In Film and Phenomenology, Allan Casebier develops a theory of representation first indicated in the writings of the father of phenomenology, Edmund Husserl, and then applies it to the case of cinematic representation. This work provides one of the clearest expositions of Husserl's highly influential but often obscure thought. It also demonstrates the power of phenomenology to illuminate the experience of the art form unique to the twentieth-century cinema. Film and Phenomenology is intended as an antidote to all hitherto existing theories about the nature of cinematic representation, whether issuing from classic sources such as the film theory of Andre Bazin or the post-structuralist synthesis of Lacanian psychoanalysis, Barthesian textual analysis and Metzean cine-semiotics. Casebier shows how a phenomenological account of representation will further the aims of any film theory. Developing a viable feminist film theory, legitimising the documentary, answering the challenge of Derridean deconstruction, properly theorising narrativity, Film and Phenomenology argues that theory of film must be Realist both with respect to epistemology and ontological issues. In this way, this work runs contrary to the whole course of contemporary film theory, which has been deeply anti-Realist.

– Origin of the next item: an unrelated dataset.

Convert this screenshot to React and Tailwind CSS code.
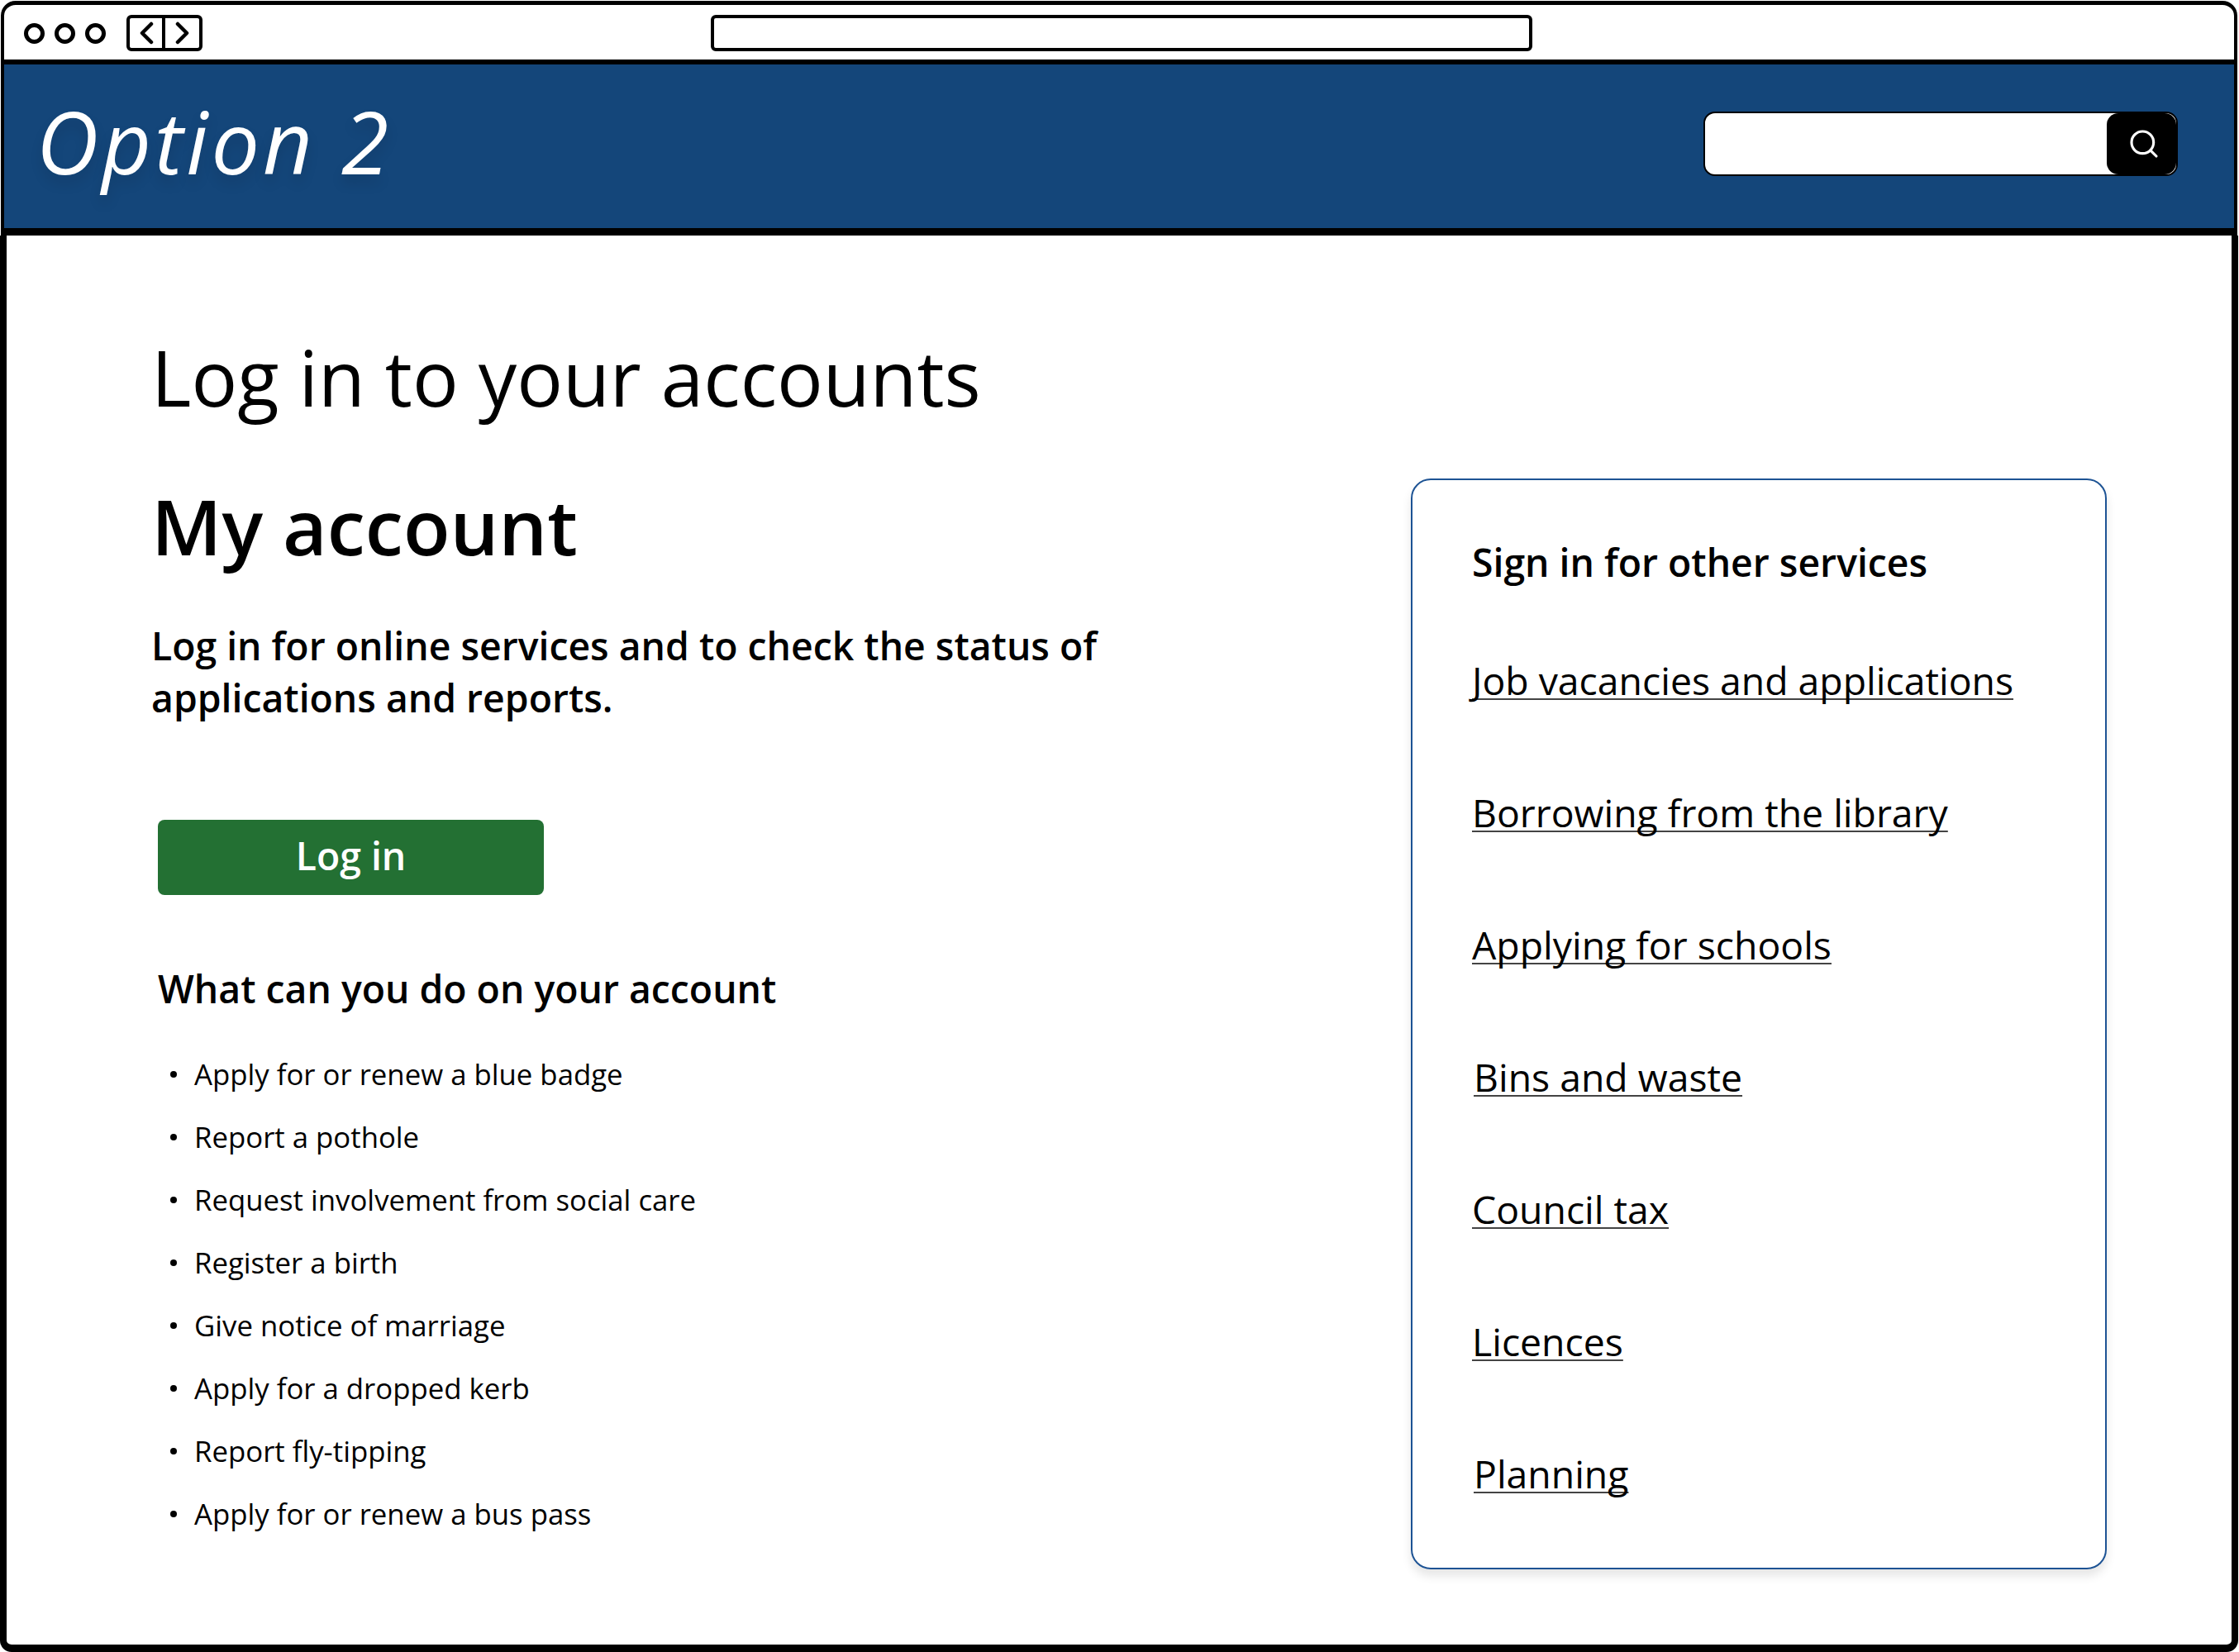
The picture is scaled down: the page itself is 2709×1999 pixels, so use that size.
import React from "react";
import { Search } from "lucide-react";

const items = [
  "Apply for or renew a blue badge",
  "Report a pothole",
  "Request involvement from social care",
  "Register a birth",
  "Give notice of marriage",
  "Apply for a dropped kerb",
  "Report fly-tipping",
  "Apply for or renew a bus pass",
];
const links = [
  ["Job vacancies and applications", "ml-0"],
  ["Borrowing from the library", "ml-0"],
  ["Applying for schools", "ml-0"],
  ["Bins and waste", "ml-[2px]"],
  ["Council tax", "ml-0"],
  ["Licences", "ml-0"],
  ["Planning", "ml-[2px]"],
];

export default function App() {
  return (
    <div className="w-[2709px] h-[1999px] bg-white pt-[1px] font-['Open_Sans','Noto_Sans',sans-serif] text-black flex flex-col">
      <div className="mx-[1px] w-[2706px] h-[77px] shrink-0 rounded-t-[18px] border-t-[5px] border-x-[4px] border-b-[6px] border-black flex items-center pl-[24px] pt-[2px] box-border">
        <div className="flex gap-[12px]">
          <span className="w-[25px] h-[25px] rounded-full border-[5px] border-black" />
          <span className="w-[25px] h-[25px] rounded-full border-[5px] border-black" />
          <span className="w-[25px] h-[25px] rounded-full border-[5px] border-black" />
        </div>
        <div className="ml-[25px] w-[92px] h-[44px] rounded-[6px] border-[4px] border-black flex">
          <span className="w-[43px] h-full border-r-[4px] border-black flex items-center justify-center">
            <svg width="18" height="28" viewBox="0 0 18 28" fill="none" stroke="black" strokeWidth="4.5" strokeLinecap="round" strokeLinejoin="round">
              <path d="M15 3 L4 14 L15 25" />
            </svg>
          </span>
          <span className="flex-1 flex items-center justify-center">
            <svg width="18" height="28" viewBox="0 0 18 28" fill="none" stroke="black" strokeWidth="4.5" strokeLinecap="round" strokeLinejoin="round">
              <path d="M3 3 L14 14 L3 25" />
            </svg>
          </span>
        </div>
        <div className="ml-[615px] w-[994px] h-[44px] rounded-[6px] border-[4px] border-black" />
      </div>

      <div className="mx-[1px] w-[2706px] h-[207px] shrink-0 bg-[#14467a] border-x-[4px] border-b-[9px] border-black flex items-center justify-between box-border">
        <span className="ml-[39px] mt-[-12px] italic font-medium text-white text-[104px] leading-none tracking-[4px] font-['Open_Sans',sans-serif] [text-shadow:0_10px_16px_rgba(0,0,0,0.12)]">
          Option 2
        </span>
        <div className="mr-[68px] mb-[6px] w-[574px] h-[78px] rounded-[14px] bg-white border-[2px] border-black flex justify-end box-border">
          <div className="w-[84px] h-full bg-black rounded-[14px] flex items-center justify-center pl-[5px]">
            <Search size={40} color="white" strokeWidth={1.9} />
          </div>
        </div>
      </div>

      <div className="w-[2708px] flex-1 bg-white border-x-[8px] border-b-[9px] border-black rounded-b-[14px] flex box-border min-h-0">
        <div className="pl-[175px] w-[1699px] shrink-0">
          <h1 className="mt-[115px] text-[92.7px] leading-[112px] font-normal">Log in to your accounts</h1>
          <h2 className="mt-[68px] text-[92.7px] leading-[112px] font-semibold">My account</h2>
          <p className="mt-[58px] text-[46.35px] leading-[63px] font-semibold w-[1240px]">
            Log in for online services and to check the status of applications and reports.
          </p>
          <button className="block mt-[116px] ml-[8px] w-[467px] h-[91px] rounded-[8px] bg-[#237033] text-white text-[46.35px] leading-[86px] font-semibold text-center pb-[10px]">
            Log in
          </button>
          <h3 className="mt-[83px] ml-[8px] text-[46.35px] leading-[60px] font-semibold">What can you do on your account</h3>
          <ul className="mt-[36px] ml-[23px]">
            {items.map((t) => (
              <li key={t} className="h-[76px] flex items-center text-[34.75px]">
                <span className="w-[8px] h-[8px] rounded-full bg-black mr-[21px]" />
                {t}
              </li>
            ))}
          </ul>
        </div>
        <div className="mt-[294px] w-[842px] h-[1320px] rounded-[24px] border-[2px] border-[#1d5394] shadow-[0_8px_12px_rgba(0,0,0,0.1)] pl-[72px] pt-[67px] box-border">
          <h2 className="text-[46.35px] leading-[64px] font-semibold">Sign in for other services</h2>
          <div className="mt-[77px] flex flex-col gap-[92px]">
            {links.map(([t, m]) => (
              <a key={t} className={`${m} text-[46.35px] leading-[68px] underline decoration-[2px] decoration-[#444444] underline-offset-[4px] [text-decoration-skip-ink:none] w-fit`}>
                {t}
              </a>
            ))}
          </div>
        </div>
      </div>
    </div>
  );
}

Nominalists if I see you, it's fists. You've held film theory back for far too fucking long you muppets and quite frankly I'm sick of you! Working towards a realist theory of cinematic representation seems kind of odd at first when you're dealing with signs and the imagination but it does make a lot more sense than the alternative which takes even more unrealistic and lazy shortcuts in analysis. Husserl and Satre are obvious go tos to work this around and bring it in to film. Metz, Lacan, Freud, Derrida and the post modernists/structuralists then become the jumping points after that.
Phenomenonology reinforces Godard's game changing brilliance and the significance of a film like Breathless. It's easy to tap out on him with maturity but when you realise there's a pattern of shots involved in sequences and he was someone who really broke away from that by always thinking about leading you down the familiar then switching it up with a different shot that you don't expect, literally recreating the language and destroying the typical reinforced western bourgeois images, that was his big offering and I only respect him further. Phenomenonology is a model that allows you to explain how we know the shot patterns already. There are certain rules that we accept and processes we're unaware we're making. Phenomenonology teaches us how to recognise those. It's potentially a counterpoint to the spectacle which Debord and Vaneigem have described because it allows us to break down the images being cast out.
Not too sure on the feminist section here. I'm not saying it's awful, perhaps there's some good in what it sets as goals and phenomenonology could add. However, I don't understand how you can talk about the differences in the camera being used in the west/east to reinforce bourgeois ideology and there being a difference between representation and presentation, be so aware of the cameras perspective, the difference planes, spaces and editing and yet disagree with so much of what Mulvey has said about classic cinema and voyeurism. I think the writer seems somewhat confused over how aware filmmakers and spectators are over their own tendencies. Or maybe I'm just a bit of a cynic who believes everyone is a voyeur to some extent. Anyway, a lot of what he says just seems like a cop out in this section to me and not in line with what he's said previously.
An eye opener was how much Bordwell's ideas have been accepted and get taught pretty much from day one with relation to diegesis. Here we are laying out all these different boundaries and missing out all the crossings. This is a theory I've been looking for for a long time. Something to explain the gaps that the nominalists and idealists miss. It gets us one step closer to the Kelly grand theory of PsychoCondo. I have never really accepted the idea of dividing all these planes and of denying certain outside connections and even the strangest of associations. I believe there exists a layer of what could be termed shared dreaming and on this layer we can see both what other filmmakers have left behind, what a new filmmaker is adding and that these are the signifiers the audience pick up on. We need to become marksmen out on the range every day sharpening our eyes with culture to see these things cause there'd be nothing worse than to perfect this and have it go over heads due to lack of awareness in our zombified culture. If used correctly cinema will be fully utilised to it's best capabilities as a visual medium, taking account of space and location and conflicts will be fought in the most exciting and abstract ways yet unseen. Action cinema in particular will prevail with true economy. I've still not got this completely nailed down but phenomenonology is another step forwards.